A software program is effectively an unambiguous specification for traversing a set of execution paths through the hardware it executes on. Programming languages which these specifications are expressed in provide a vehicle for communications between the programmer and, thorough a compiler, a computer architecture. Yet as the details necessary to write software are progressively revealed and incorporated into a software program, it is inevitable for mistakes to be made, typically at surprisingly high frequencies. Joel Spolsky suggests that this is because we find it easier to write specifications than to communicate ideas in ways another human brain can "compile" it, i.e. understand, translate, and take appropriate actions on its underlying meaning.

People do not describe specifications as 'failing', but instead use language to characterize them such as:

  • correct or incorrect,
  • consistent or inconsistent,
  • complete or incomplete,
  • clear or ambiguous,
  • safe or dangerous.

Problems with software occur because people define such specifications improperly, not because a computer doesn't execute it's instructions reliably. Only in rare cases is the flaw with the environment in which the software executes. Instead, here are some of the many ways that people fail in implementing the software they develop correctly:

  • Faulty requirements
    • Wrong requirements:(not what is defined for a specified situation)
    • Missing requirements (encountering a situation which the specification did not describe)
    • Infeasible requirements (attempting to implement an inconsistent
    • Inconsistent requirements
  • Faulty designs
    • Incomplete or erroneous algorithms
    • Resource contention or constraints for computer resources or interfacing devices
    • Failure to handle all possible exceptional conditions
  • Faulty code
    • Improperly implemented designs
    • Erroneous data coupling
    • Improperly implemented logic
    • Memory leaks
  • Faulty environment
    • Errors injected by tools used to build the software
    • Improper calls to runtime systems
    • Improperly set up support software

To err in these ways is human, and a part of our very nature. Studies using data collected in the Personal Software Process indicate that the average rate of injecting defects into even small programs, by even very experienced programmers, remains at about 10 defects per hundred lines of code. Luckily, about half of these defects are found by compilers, since they can be recognized as flaws in syntax, but the remaining ones prove far more difficult to eliminate. These defects must be detected, isolated, and removed in order for failures in software programs to be reduced to an acceptable level. No method is able to remove more than about 70% of the defects in any one verification stage (and many only remove 20-40%). Further, since as we make fixes, we introduce additional defects, it takes multiple stages of defect filters just to achieve an acceptable level of quality. And after all that, despite our best investments in testing methods and tools, the typical defect removal rate of most development teams prior to release remains at only about 85 percent.

What this means is that to build software that works properly, we must first recognize that in the majority of situations, software does not fail, but people who write or run software do. As a result, when we consider the probability of a software program containing an error in a failure mode and effects analysis, the software should be assigned a probability of one that it will contain an error, because people will always make mistakes. According to Murphy's law, these mistakes will be manifested as system problems at the worst possible times.
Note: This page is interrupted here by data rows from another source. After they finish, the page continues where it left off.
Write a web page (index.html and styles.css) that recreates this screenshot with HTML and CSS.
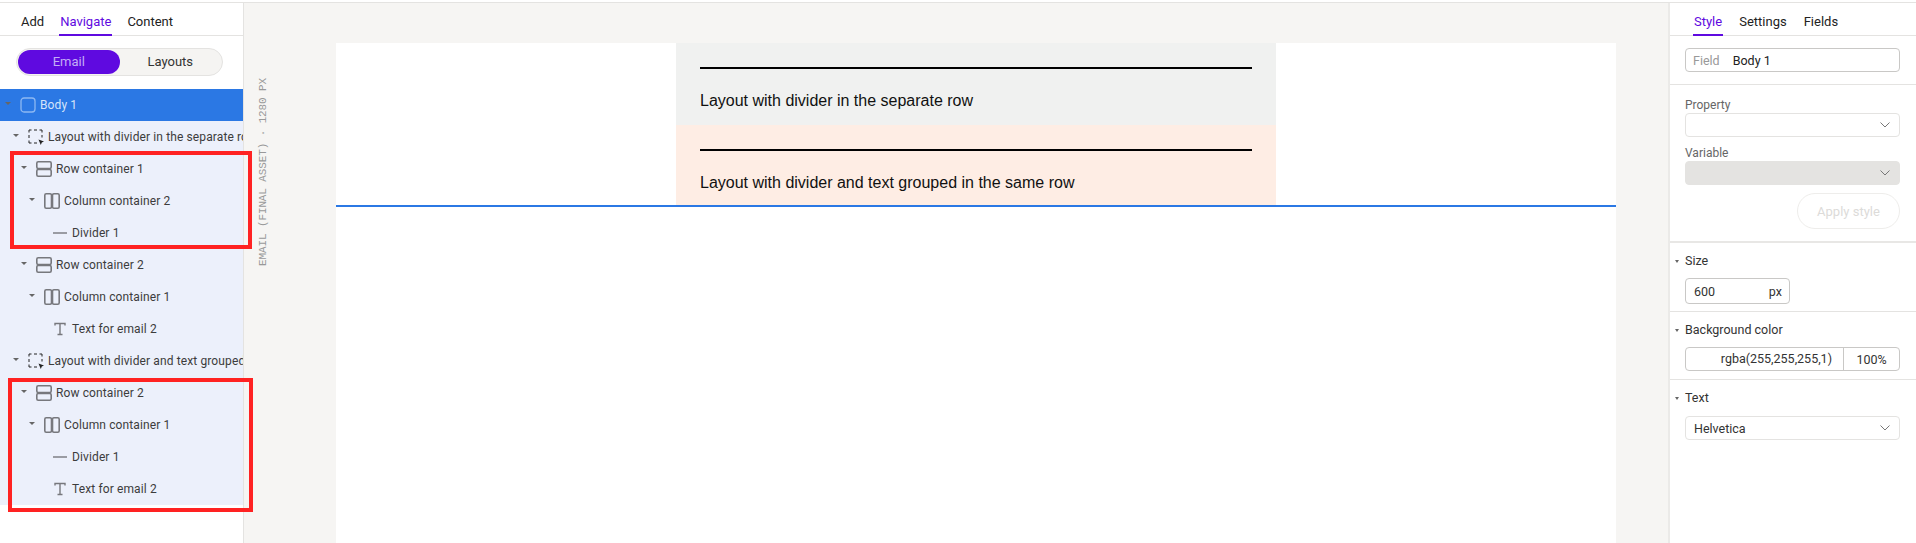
FILE: index.html
```html
<!DOCTYPE html>
<html>
<head>
    <link rel="stylesheet" href="styles.css">
</head>
<body>
    <svg class="defs">
        <symbol id="i-body" viewBox="0 0 16 16"><rect x="1" y="1" width="14" height="14" rx="3" fill="none" stroke="currentColor" stroke-width="1.3"/></symbol>
        <symbol id="i-layout" viewBox="0 0 16 16"><path d="M1 3.5V1h2.5M6 1h3M11.5 1H14v2.5M14 6v2.5M1 6v3M1 11.5V14h2.5M6 14h3" fill="none" stroke="currentColor" stroke-width="1"/><path d="M10.5 10.5l5.5 2-2.2 1-1 2.5z" fill="currentColor"/></symbol>
        <symbol id="i-row" viewBox="0 0 16 16"><rect x=".8" y=".8" width="14.4" height="6.7" rx="1.4" fill="none" stroke="currentColor" stroke-width="1.6"/><rect x=".8" y="8.5" width="14.4" height="6.7" rx="1.4" fill="none" stroke="currentColor" stroke-width="1.6"/></symbol>
        <symbol id="i-col" viewBox="0 0 16 16"><rect x=".8" y=".8" width="6.7" height="14.4" rx="1.4" fill="none" stroke="currentColor" stroke-width="1.6"/><rect x="8.5" y=".8" width="6.7" height="14.4" rx="1.4" fill="none" stroke="currentColor" stroke-width="1.6"/></symbol>
        <symbol id="i-divider" viewBox="0 0 16 16"><path d="M1 8h14" fill="none" stroke="currentColor" stroke-width="1.4"/></symbol>
        <symbol id="i-text" viewBox="0 0 16 16"><path d="M3 4.5V2.5h10v2M8 2.5v11M5.5 13.5h5" fill="none" stroke="currentColor" stroke-width="1.4"/></symbol>
        <symbol id="i-chevron" viewBox="0 0 10 6"><path d="M.5 .5L5 5l4.5-4.5" fill="none" stroke="currentColor" stroke-width="1"/></symbol>
    </svg>

    <div class="app">
        <div class="left-panel">
            <div class="tabs left-tabs">
                <span class="tab">Add</span>
                <span class="tab active">Navigate</span>
                <span class="tab">Content</span>
            </div>
            <div class="toggle-wrap">
                <div class="toggle">
                    <span class="toggle-item on">Email</span>
                    <span class="toggle-item">Layouts</span>
                </div>
            </div>
            <div class="tree">
                <div class="node selected depth-0"><i class="caret"></i><svg class="icon"><use href="#i-body"/></svg><span>Body 1</span></div>
                <div class="node depth-1"><i class="caret"></i><svg class="icon dark"><use href="#i-layout"/></svg><span>Layout with divider in the separate row</span></div>
                <div class="node depth-2"><i class="caret"></i><svg class="icon"><use href="#i-row"/></svg><span>Row container 1</span></div>
                <div class="node depth-3"><i class="caret"></i><svg class="icon"><use href="#i-col"/></svg><span>Column container 2</span></div>
                <div class="node depth-4"><i class="caret none"></i><svg class="icon"><use href="#i-divider"/></svg><span>Divider 1</span></div>
                <div class="node depth-2"><i class="caret"></i><svg class="icon"><use href="#i-row"/></svg><span>Row container 2</span></div>
                <div class="node depth-3"><i class="caret"></i><svg class="icon"><use href="#i-col"/></svg><span>Column container 1</span></div>
                <div class="node depth-4"><i class="caret none"></i><svg class="icon"><use href="#i-text"/></svg><span>Text for email 2</span></div>
                <div class="node depth-1"><i class="caret"></i><svg class="icon dark"><use href="#i-layout"/></svg><span>Layout with divider and text grouped in the same row</span></div>
                <div class="node depth-2"><i class="caret"></i><svg class="icon"><use href="#i-row"/></svg><span>Row container 2</span></div>
                <div class="node depth-3"><i class="caret"></i><svg class="icon"><use href="#i-col"/></svg><span>Column container 1</span></div>
                <div class="node depth-4"><i class="caret none"></i><svg class="icon"><use href="#i-divider"/></svg><span>Divider 1</span></div>
                <div class="node depth-4"><i class="caret none"></i><svg class="icon"><use href="#i-text"/></svg><span>Text for email 2</span></div>
            </div>
        </div>

        <div class="canvas">
            <div class="gutter"><span class="asset-label">EMAIL (FINAL ASSET) · 1280 PX</span></div>
            <div class="page">
                <div class="email">
                    <div class="email-row grey">
                        <div class="rule"></div>
                        <p>Layout with divider in the separate row</p>
                    </div>
                    <div class="email-row peach">
                        <div class="rule"></div>
                        <p>Layout with divider and text grouped in the same row</p>
                    </div>
                </div>
                <div class="fold"></div>
            </div>
        </div>

        <div class="right-panel">
            <div class="tabs right-tabs">
                <span class="tab active">Style</span>
                <span class="tab">Settings</span>
                <span class="tab">Fields</span>
            </div>
            <div class="field-wrap">
                <div class="box field"><span class="muted">Field</span><span>Body 1</span></div>
            </div>
            <div class="style-wrap">
                <label>Property</label>
                <div class="box select light"><svg class="chevron"><use href="#i-chevron"/></svg></div>
                <label>Variable</label>
                <div class="box select disabled"><svg class="chevron"><use href="#i-chevron"/></svg></div>
                <div class="apply-row"><button class="apply">Apply style</button></div>
            </div>
            <div class="section size-section">
                <div class="section-title"><i class="caret small"></i>Size</div>
                <div class="box size"><span>600</span><span>px</span></div>
            </div>
            <div class="section color-section">
                <div class="section-title"><i class="caret small"></i>Background color</div>
                <div class="box color"><span class="color-value">rgba(255,255,255,1)</span><span class="color-alpha">100%</span></div>
            </div>
            <div class="section text-section">
                <div class="section-title"><i class="caret small"></i>Text</div>
                <div class="box select light"><span>Helvetica</span><svg class="chevron"><use href="#i-chevron"/></svg></div>
            </div>
        </div>

        <div class="mark mark-one"></div>
        <div class="mark mark-two"></div>
    </div>
</body>
</html>
```

FILE: styles.css
```css
* {
    box-sizing: border-box;
}

body {
    margin: 0;
    height: 543px;
    padding-top: 2px;
    overflow: hidden;
    background: white;
    font-family: 'Roboto', 'Noto Sans', sans-serif;
    font-size: 12.5px;
    color: #333;
}

.defs {
    display: none;
}

.app {
    position: relative;
    display: flex;
    height: 541px;
    border-top: 1px solid #e4e3e1;
}

/* panels */
.left-panel {
    width: 244px;
    flex-shrink: 0;
    border-right: 1px solid #e4e3e1;
    background: white;
}

.right-panel {
    width: 248px;
    flex-shrink: 0;
    border-left: 2px solid #ebeae8;
    background: white;
}

.tabs {
    display: flex;
    height: 33px;
    border-bottom: 1px solid #e4e3e1;
    font-size: 13px;
}

.left-tabs {
    padding-left: 20px;
    gap: 14px;
}

.right-tabs {
    padding-left: 23px;
    gap: 15px;
}

.tab {
    height: 33px;
    padding: 0 1px;
    line-height: 37px;
    color: #222;
}

.tab.active {
    color: #5f0ae0;
    border-bottom: 2px solid #5f0ae0;
}

.toggle-wrap {
    height: 53px;
    padding: 12px 16px 0;
}

.toggle {
    display: flex;
    width: 207px;
    height: 28px;
    padding: 1px;
    border: 1px solid #e4e3e1;
    border-radius: 14px;
    background: #f5f4f2;
}

.toggle-item {
    flex: 1;
    text-align: center;
    font-size: 13px;
    line-height: 24px;
    border-radius: 12px;
    color: #333;
}

.toggle-item.on {
    background: #5f0ae0;
    color: #c4aef5;
}

/* tree */
.tree {
    background: #ecf0fb;
}

.node {
    display: flex;
    align-items: center;
    height: 32px;
    white-space: nowrap;
    overflow: hidden;
    font-size: 12px;
    letter-spacing: 0.12px;
    color: #3c3c3c;
}

.node.selected {
    background: #2b78e4;
    color: #d5e4fa;
}

.depth-0 { padding-left: 5px; }
.depth-1 { padding-left: 13px; }
.depth-2 { padding-left: 21px; }
.depth-3 { padding-left: 29px; }
.depth-4 { padding-left: 37px; }

.caret {
    flex-shrink: 0;
    width: 0;
    height: 0;
    margin-bottom: 3px;
    border-left: 3px solid transparent;
    border-right: 3px solid transparent;
    border-top: 3px solid #666;
}

.caret.none {
    border-top-color: transparent;
}

.caret.small {
    margin: 0;
    border-left-width: 2.5px;
    border-right-width: 2.5px;
}

.icon {
    flex-shrink: 0;
    width: 16px;
    height: 16px;
    margin: 0 4px 0 9px;
    color: #77787d;
}

.icon.dark {
    color: #222;
}

.selected .icon {
    color: #8db8f2;
}

/* canvas */
.canvas {
    flex: 1;
    display: flex;
    background: #f6f5f3;
}

.gutter {
    width: 92px;
    flex-shrink: 0;
    padding: 75px 0 0 13px;
}

.asset-label {
    display: block;
    writing-mode: vertical-rl;
    transform: rotate(180deg);
    font-family: 'Liberation Mono', monospace;
    font-size: 11px;
    letter-spacing: -0.12px;
    line-height: 12px;
    color: #999;
}

.page {
    width: 1280px;
    margin-top: 40px;
    background: white;
}

.email {
    width: 600px;
    margin-left: 340px;
    font-family: 'Liberation Sans', Arial, sans-serif;
    font-size: 16px;
    color: #111;
}

.email-row {
    padding: 24px 24px 12px;
}

.email-row.grey {
    background: #f0f1f0;
}

.email-row.peach {
    padding-bottom: 11px;
    background: #feede4;
}

.email-row p {
    margin: 20px 0 0;
    line-height: 24px;
}

.rule {
    height: 2px;
    background: black;
}

.fold {
    height: 2px;
    margin-top: -1px;
    background: #2b78e4;
}

/* right panel */
.box {
    display: flex;
    align-items: center;
    height: 24px;
    border: 1px solid #c9c8c6;
    border-radius: 4px;
}

.field-wrap {
    height: 49px;
    padding: 12px 16px 0 15px;
    border-bottom: 1px solid #e4e3e1;
}

.field {
    padding-left: 7px;
    gap: 13px;
    color: #222;
}

.muted {
    color: #999;
}

.style-wrap {
    height: 158px;
    padding: 12px 16px 0 15px;
    border-bottom: 2px solid #e8e7e5;
}

label {
    display: block;
    height: 16px;
    font-size: 12px;
    line-height: 16px;
    color: #666;
}

.box + label {
    margin-top: 8px;
}

.select {
    justify-content: space-between;
    padding: 0 9px 0 8px;
    color: #333;
}

.select.light {
    border-color: #e4e3e1;
}

.select.disabled {
    border-color: #e4e3e1;
    background: #e4e3e1;
}

.chevron {
    width: 10px;
    height: 6px;
    margin-left: auto;
    color: #777;
}

.apply-row {
    display: flex;
    justify-content: flex-end;
    margin-top: 8px;
}

.apply {
    width: 103px;
    height: 36px;
    padding: 0;
    border: 1px solid #eeedeb;
    border-radius: 18px;
    background: white;
    font-family: inherit;
    font-size: 13px;
    color: #dcdbd9;
}

.section {
    padding: 0 16px 0 15px;
    border-bottom: 1px solid #e4e3e1;
}

.section-title {
    display: flex;
    align-items: center;
    gap: 6px;
    height: 18px;
    margin-left: -10px;
    line-height: 18px;
    color: #333;
}

.size-section {
    height: 69px;
    padding-top: 9px;
}

.size-section .section-title {
    margin-bottom: 8px;
}

.size {
    justify-content: space-between;
    width: 105px;
    height: 26px;
    padding: 0 7px 0 8px;
    color: #333;
}

.color-section {
    height: 68px;
    padding-top: 9px;
}

.color-section .section-title {
    margin-bottom: 8px;
}

.color-value {
    width: 158px;
    height: 22px;
    padding-right: 11px;
    border-right: 1px solid #c9c8c6;
    text-align: right;
    line-height: 22px;
}

.color-alpha {
    flex: 1;
    text-align: center;
}

.text-section {
    padding-top: 9px;
    border-bottom: none;
}

.text-section .section-title {
    margin-bottom: 9px;
}

/* annotation boxes on top of the tree */
.mark {
    position: absolute;
    border: 4px solid #ff2222;
}

.mark-one {
    left: 10px;
    top: 148px;
    width: 242px;
    height: 98px;
}

.mark-two {
    left: 8px;
    top: 375px;
    width: 245px;
    height: 134px;
}
```
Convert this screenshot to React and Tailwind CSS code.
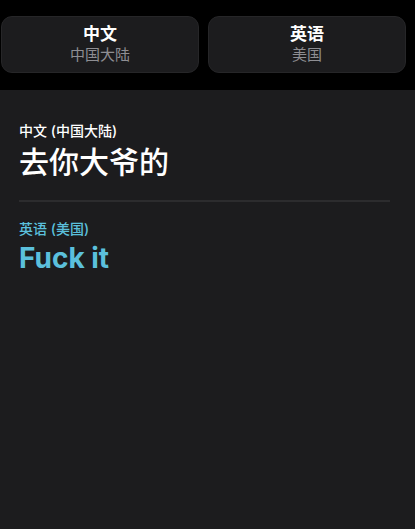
export default function App() {
  return (
    <div
      className="w-[415px] h-[529px] bg-black flex flex-col"
      style={{ fontFamily: 'Inter, "Noto Sans CJK SC", sans-serif' }}
    >
      {/* language picker */}
      <div className="grid grid-cols-2 gap-[9px] pl-[1px] pr-[9px] pt-[16px] pb-[17px]">
        <div className="h-[57px] rounded-[11px] bg-[#1c1c1e] border border-[#262628] flex flex-col items-center justify-center">
          <div className="text-[17px] leading-[20px] font-bold text-white">中文</div>
          <div className="text-[15px] leading-[20px] text-[#8e8e93] mt-[1px]">中国大陆</div>
        </div>
        <div className="h-[57px] rounded-[11px] bg-[#1c1c1e] border border-[#262628] flex flex-col items-center justify-center">
          <div className="text-[17px] leading-[20px] font-bold text-white">英语</div>
          <div className="text-[15px] leading-[20px] text-[#8e8e93] mt-[1px]">美国</div>
        </div>
      </div>

      {/* translation */}
      <div className="flex-1 bg-[#1c1c1e] px-[19px] pt-[32px]">
        <div className="text-[14px] leading-[18px] font-medium text-white">中文 (中国大陆)</div>
        <div className="mt-[4px] text-[30px] leading-[36px] font-medium text-white">去你大爷的</div>
        <div className="mt-[20px] mr-[6px] h-[2px] bg-[#2c2c2e]"></div>
        <div className="mt-[18px] text-[14px] leading-[18px] font-medium text-[#5bc0dc]">英语 (美国)</div>
        <div className="mt-[3px] text-[28px] leading-[34px] font-bold text-[#5bc0dc]">Fuck it</div>
      </div>
    </div>
  );
}
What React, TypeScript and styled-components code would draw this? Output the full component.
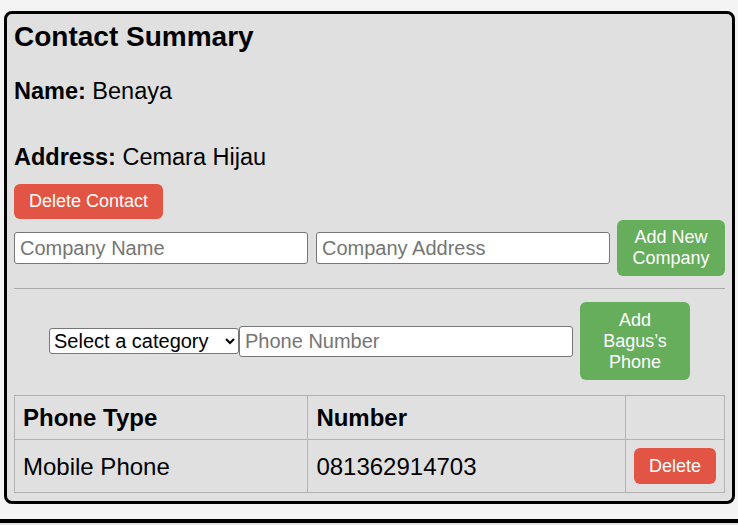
import React from "react";
import styled, { createGlobalStyle } from "styled-components";

const GlobalStyle = createGlobalStyle`
  html, body {
    margin: 0;
    padding: 0;
    background: #f4f4f4;
    font-family: "Liberation Sans", Arial, sans-serif;
    color: #000;
  }
  * { box-sizing: border-box; }
`;

const Page = styled.div`
  padding-top: 11px;
`;

const Card = styled.section`
  margin: 0 3px 0 4px;
  border: 3px solid #000;
  border-radius: 8px;
  background: #e0e0e0;
  padding: 7px 7px 8px 7px;
`;

const Title = styled.h2`
  margin: 0;
  font-size: 28px;
  line-height: 32px;
  font-weight: 700;
`;

const InfoLine = styled.p<{ $gap: number }>`
  margin: ${(p) => p.$gap}px 0 0 0;
  font-size: 23.5px;
  line-height: 27px;
  strong { font-weight: 700; }
`;

const ActionButton = styled.button<{ $variant: "danger" | "success"; $width?: number; $padY?: number }>`
  font-family: "Liberation Sans", Arial, sans-serif;
  font-size: 18px;
  line-height: 21px;
  color: #fff;
  border: none;
  border-radius: 6px;
  padding: ${(p) => p.$padY ?? 7}px 15px;
  cursor: pointer;
  text-align: center;
  background: ${(p) => (p.$variant === "danger" ? "#e25443" : "#66ad5c")};
  width: ${(p) => (p.$width ? `${p.$width}px` : "auto")};
  flex-shrink: 0;
`;

const DeleteContactRow = styled.div`
  margin-top: 13px;
  display: flex;
`;

const CompanyRow = styled.div`
  margin-top: 1px;
  display: flex;
  align-items: center;
  gap: 8px;
`;

const TextInput = styled.input<{ $width?: number; $height: number }>`
  font-family: "Liberation Sans", Arial, sans-serif;
  font-size: 20px;
  height: ${(p) => p.$height}px;
  padding: 0 5px;
  border: 1px solid #767676;
  border-radius: 3px;
  background: #fff;
  color: #000;
  ${(p) => (p.$width ? `width: ${p.$width}px; flex: none;` : "flex: 1; min-width: 0;")}
  &::placeholder { color: #757575; }
`;

const Divider = styled.hr`
  margin: 12px 0 13px 0;
  border: none;
  border-top: 1px solid #a9a9a9;
  height: 0;
`;

const PhoneRow = styled.div`
  display: flex;
  align-items: center;
  justify-content: center;
`;

const CategorySelect = styled.select`
  font-family: "Liberation Sans", Arial, sans-serif;
  font-size: 20px;
  height: 26px;
  border: 1px solid #767676;
  border-radius: 3px;
  background: #fff;
  color: #000;
  width: 190px;
`;

const PhoneButtonWrap = styled.div`
  margin-left: 7px;
`;

const Table = styled.table`
  margin-top: 15px;
  width: 100%;
  border-collapse: collapse;
  font-size: 24px;
  line-height: 27px;
`;

const Col = styled.col<{ $w: number }>`
  width: ${(p) => p.$w}px;
`;

const HeadCell = styled.th`
  border: 1px solid #b3b3b3;
  padding: 8px;
  text-align: left;
  font-weight: 700;
`;

const Cell = styled.td`
  border: 1px solid #b3b3b3;
  padding: 8px;
  text-align: left;
  vertical-align: middle;
`;

const NextCard = styled.div`
  margin-top: 15px;
  border-top: 4px solid #000;
  background: #e4e4e4;
  height: 40px;
`;

export default function App() {
  return (
    <>
      <GlobalStyle />
      <Page>
        <Card>
          <Title>Contact Summary</Title>
          <InfoLine $gap={25}>
            <strong>Name:</strong> Benaya
          </InfoLine>
          <InfoLine $gap={39}>
            <strong>Address:</strong> Cemara Hijau
          </InfoLine>
          <DeleteContactRow>
            <ActionButton $variant="danger">Delete Contact</ActionButton>
          </DeleteContactRow>
          <CompanyRow>
            <TextInput $height={32} placeholder="Company Name" />
            <TextInput $height={32} placeholder="Company Address" />
            <ActionButton $variant="success" $width={108} style={{ marginLeft: -1 }}>
              Add New Company
            </ActionButton>
          </CompanyRow>
          <Divider />
          <PhoneRow>
            <CategorySelect defaultValue="">
              <option value="">Select a category</option>
              <option value="mobile">Mobile Phone</option>
              <option value="home">Home Phone</option>
              <option value="work">Work Phone</option>
            </CategorySelect>
            <TextInput $height={31} $width={334} placeholder="Phone Number" />
            <PhoneButtonWrap>
              <ActionButton $variant="success" $width={110} $padY={7.5}>
                Add Bagus’s Phone
              </ActionButton>
            </PhoneButtonWrap>
          </PhoneRow>
          <Table>
            <colgroup>
              <Col $w={294} />
              <Col $w={318} />
              <Col $w={99} />
            </colgroup>
            <thead>
              <tr>
                <HeadCell>Phone Type</HeadCell>
                <HeadCell>Number</HeadCell>
                <HeadCell></HeadCell>
              </tr>
            </thead>
            <tbody>
              <tr>
                <Cell>Mobile Phone</Cell>
                <Cell>081362914703</Cell>
                <Cell>
                  <ActionButton $variant="danger" $padY={7.5}>Delete</ActionButton>
                </Cell>
              </tr>
            </tbody>
          </Table>
        </Card>
        <NextCard />
      </Page>
    </>
  );
}
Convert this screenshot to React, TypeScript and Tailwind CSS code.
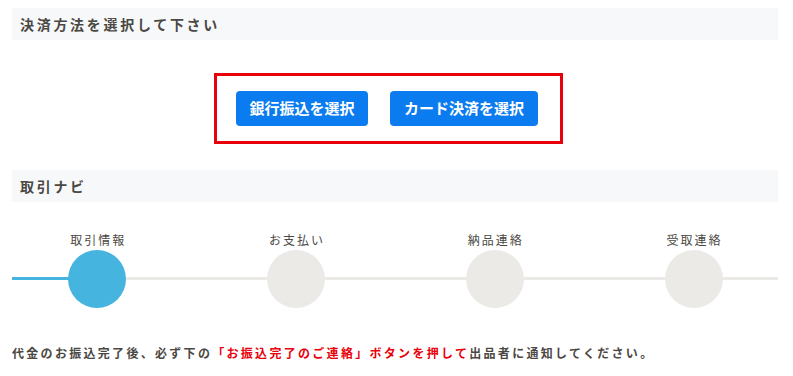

As a result, we must focus on how teams build their software in the first place, and minimize the number of defects they introduce. In parallel, we must of course continue to refine the methods we use to find and remove those defects. Tools can help some at this, but the tools are just another piece of software that may or may not work properly, for the same reasons as above. This is why talent, architectures, effective processes, and organizational maturity are so critical to successful software development, and automation approaches just help us produce failures more quickly, and often with less understanding.